Currently, Indigenous peoples number over 350 million individuals in more than 70 countries and represent
more than 5000 languages and cultures (International
Work Group for Indigenous Affairs, 2001). They are a diverse group of peoples, with very different views of the
world. In this edition of EcoHealth you will find perspectives from Alaska, Australia, Burma, Cambodia, Canada,
Guatemala, Kenya, Laos, Namibia, New Zealand, and Peru.
Beyond their diversity, indigenous cultures converge toward a multifaceted view of human health that includes the
health of the ecosystem in which humans live. These perspectives are grounded in ancient wisdom that is both
timely and prescient when considering our present struggle
to understand and respond to the intricate interrelationships between ecology and health.

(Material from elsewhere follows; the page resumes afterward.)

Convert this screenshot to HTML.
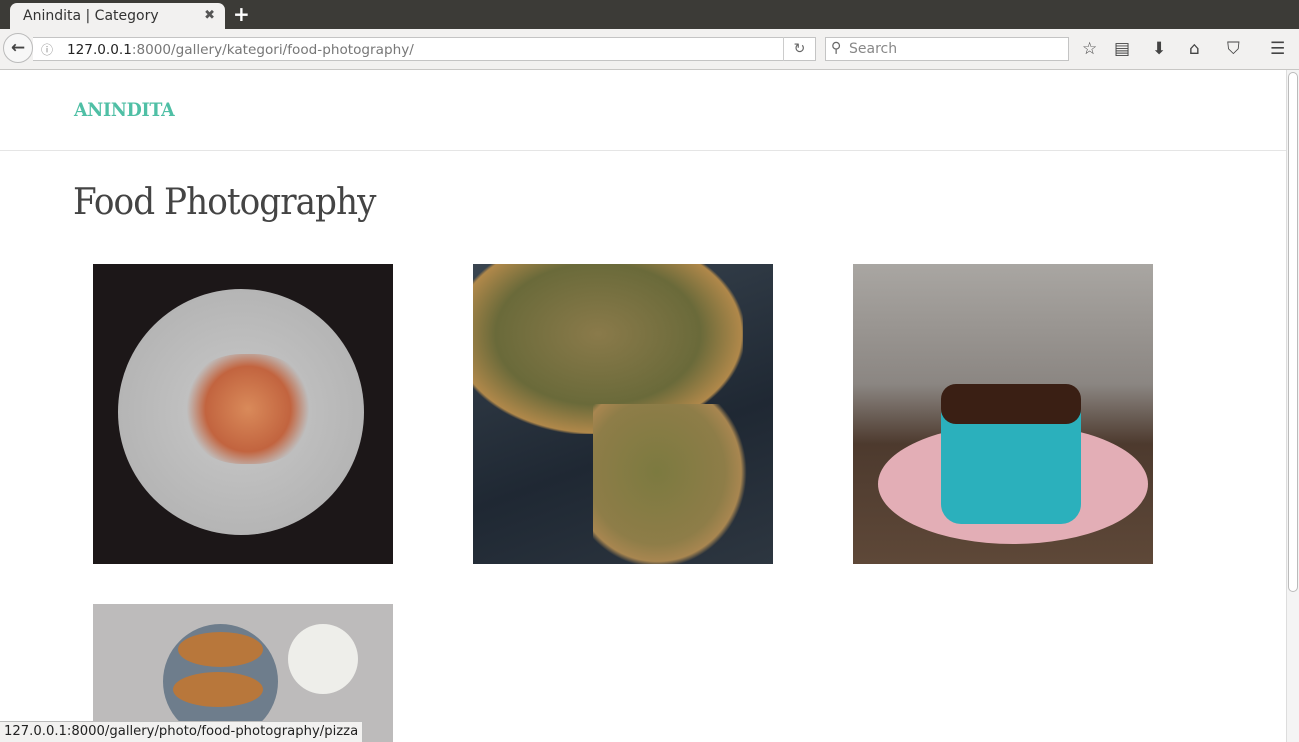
<!DOCTYPE html>
<html><head><meta charset="utf-8"><style>
*{margin:0;padding:0;box-sizing:border-box}
body{width:1299px;height:742px;overflow:hidden;background:#fff;font-family:"Liberation Sans",sans-serif;position:relative}
.tabbar{position:absolute;left:0;top:0;width:1299px;height:29px;background:#3c3b37}
.tab{position:absolute;left:10px;top:3px;width:215px;height:27px;background:#f2f1f0;border-radius:7px 7px 0 0;font:14px "DejaVu Sans",sans-serif;color:#333;padding:5px 0 0 13px}
.tab .x{position:absolute;right:10px;top:5px;font-size:13px;color:#555}
.plus{position:absolute;left:233px;top:2px;color:#fff;font:bold 20px "DejaVu Sans",sans-serif}
.nav{position:absolute;left:0;top:29px;width:1299px;height:41px;background:#f2f1f0;border-bottom:1px solid #c8c7c5}
.back{position:absolute;left:3px;top:4px;width:30px;height:30px;border:1px solid #bbb;border-radius:50%;background:#f7f7f7;text-align:center;font:bold 17px "DejaVu Sans";color:#444;line-height:28px}
.url{position:absolute;left:33px;top:8px;width:783px;height:24px;background:#fff;border:1px solid #c4c4c4;border-left:none;font:13.6px "DejaVu Sans",sans-serif;color:#777;padding:4px 0 0 34px}
.url b{font-weight:normal;color:#222}
.url .i{position:absolute;left:8px;top:3px;font-size:12px;color:#888}
.url .rl{position:absolute;right:0;top:-1px;width:32px;height:24px;border-left:1px solid #ccc;text-align:center;color:#666;font-size:14px;line-height:24px}
.search{position:absolute;left:825px;top:8px;width:244px;height:24px;background:#fff;border:1px solid #c4c4c4;font:14px "DejaVu Sans",sans-serif;color:#888;padding:3px 0 0 23px}
.ic{position:absolute;top:10px;font:17px "DejaVu Sans";color:#444}
.page{position:absolute;left:0;top:70px;width:1286px;height:672px}
.sb{position:absolute;left:1286px;top:70px;width:13px;height:672px;background:#f4f4f4;border-left:1px solid #ddd}
.sb div{position:absolute;left:1px;top:2px;width:10px;height:520px;background:#fff;border:1px solid #bbb;border-radius:5px}
.logo{position:absolute;left:74px;top:29px;font:bold 19px "DejaVu Serif",serif;color:#4fbfa5;letter-spacing:-.3px;transform:scaleX(.92);transform-origin:left}
.hr{position:absolute;left:0;top:80px;width:1286px;height:1px;background:#e5e5e5}
h1{position:absolute;left:73px;top:112px;font:normal 36px "DejaVu Serif",serif;color:#444;letter-spacing:-1px;transform:scaleX(.95);transform-origin:left}
.img{position:absolute;width:300px;height:300px;overflow:hidden}
.status{position:absolute;left:0;top:721px;height:21px;background:#f2f1f0;border:1px solid #bbb;border-left:none;border-bottom:none;font:13.2px "DejaVu Sans",sans-serif;color:#222;padding:2px 4px 0 4px}
</style></head><body>
<div class="tabbar"><div class="tab">Anindita | Category<span class="x">✖</span></div><div class="plus">+</div></div>
<div class="nav">
<div class="back">←</div>
<div class="url"><span class="i">ⓘ</span><b>127.0.0.1</b>:8000/gallery/kategori/food-photography/<span class="rl">↻</span></div>
<div class="search"><span style="position:absolute;left:5px;top:2px;color:#666">⚲</span>Search</div>
<span class="ic" style="left:1082px">☆</span>
<span class="ic" style="left:1114px">▤</span>
<span class="ic" style="left:1152px">⬇</span>
<span class="ic" style="left:1189px">⌂</span>
<span class="ic" style="left:1227px">⛉</span>
<span class="ic" style="left:1270px">☰</span>
</div>
<div class="page">
<div class="logo">ANINDITA</div>
<div class="hr"></div>
<h1>Food Photography</h1>
<div class="img" style="left:93px;top:194px;background:#1c1718">
<div style="position:absolute;left:25px;top:25px;width:246px;height:246px;border-radius:50%;background:radial-gradient(circle,#c9c9c9 0,#b5b5b5 70%,#9a9a9a 100%)"></div>
<div style="position:absolute;left:90px;top:90px;width:130px;height:110px;border-radius:45%;background:radial-gradient(circle,#d98a5a 0,#c2643f 50%,transparent 72%)"></div>
</div>
<div class="img" style="left:473px;top:194px;background:linear-gradient(160deg,#3a4550,#1f2833 60%,#2d3640)">
<div style="position:absolute;left:-20px;top:-30px;width:290px;height:200px;background:radial-gradient(ellipse,#8a7a4a 0,#6a6a3a 50%,#b0884a 70%,transparent 72%)"></div>
<div style="position:absolute;left:120px;top:140px;width:160px;height:170px;background:radial-gradient(ellipse at 40% 40%,#7c7a40 0,#8e7d48 50%,#a88650 62%,transparent 66%)"></div>
</div>
<div class="img" style="left:853px;top:194px;background:linear-gradient(180deg,#a9a6a2 0,#8b8682 40%,#4d3a2e 60%,#5e4838 100%)">
<div style="position:absolute;left:25px;top:160px;width:270px;height:120px;border-radius:50%;background:#e3aeb6"></div>
<div style="position:absolute;left:88px;top:130px;width:140px;height:130px;border-radius:20px;background:#2bb0bc"></div>
<div style="position:absolute;left:88px;top:120px;width:140px;height:40px;border-radius:15px;background:#3a1f14"></div>
</div>
<div class="img" style="left:93px;top:534px;height:138px;background:#bdbbbb">
<div style="position:absolute;left:70px;top:20px;width:115px;height:115px;border-radius:50%;background:#6e7d8c"></div>
<div style="position:absolute;left:85px;top:28px;width:85px;height:35px;border-radius:50%;background:#b8773b"></div>
<div style="position:absolute;left:80px;top:68px;width:90px;height:35px;border-radius:50%;background:#b8773b"></div>
<div style="position:absolute;left:195px;top:20px;width:70px;height:70px;border-radius:50%;background:#eeeeea"></div>
</div>
</div>
<div class="sb"><div></div></div>
<div class="status">127.0.0.1:8000/gallery/photo/food-photography/pizza</div>
</body></html>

Contemporary ecological, health, and social sciences
have much to learn from the holistic philosophy of
Indigenous peoples and their traditional expertise derived
from centuries of refining knowledge about the links between ecosystems and health. These perspectives also
present challenges for the scientific community. Not only is
science challenged by the close interplay between spiritual,
environmental, and cultural factors and their influence on
indigenous well-being, but also by the increasing imperative and levels of accountability in relation to Indigenous
participation, partnership, and equity in research. Ironically, exploitation of the land of Indigenous peoples has
often been the result of scientific curiosity about—and high
international demand for—resources that Indigenous
communities have carefully managed and protected for
centuries, including medicinal plants, forest products, and
natural mineral resources (King, 1996; Fabricant and
Farnsworth, 2001; Merson, 2000; Trotti, 2001). As international attention to the Rights of Indigenous Peoples gains
momentum, those with interests in the interplay between
health, ecology, and sustainability of natural resources will
be obliged to develop new knowledge, attitudes, and skills
to work with and learn from Indigenous peoples—moving
well beyond the extractive tendencies of the past.
A special focus on indigenous perspectives on ecosystem sustainability and health provides a forum to profile
synergies within indigenous knowledge systems that can
inform how we construct knowledge, make decisions, and
live our daily lives. It also serves as a rallying cry and a
provocation, challenging researchers, practitioners, and
educators to consider how traditional expertise and
Indigenous peoples can be respectfully included as part of
the emerging ecohealth community. Our hope is that
indigenous perspectives will form part of the fabric of
EcoHealth, identifying and harnessing opportunities for
innovation, integration, and application to reduce the
burden on increasingly fragile ecosystems, and foster sustainable, healthy prospects for future generations.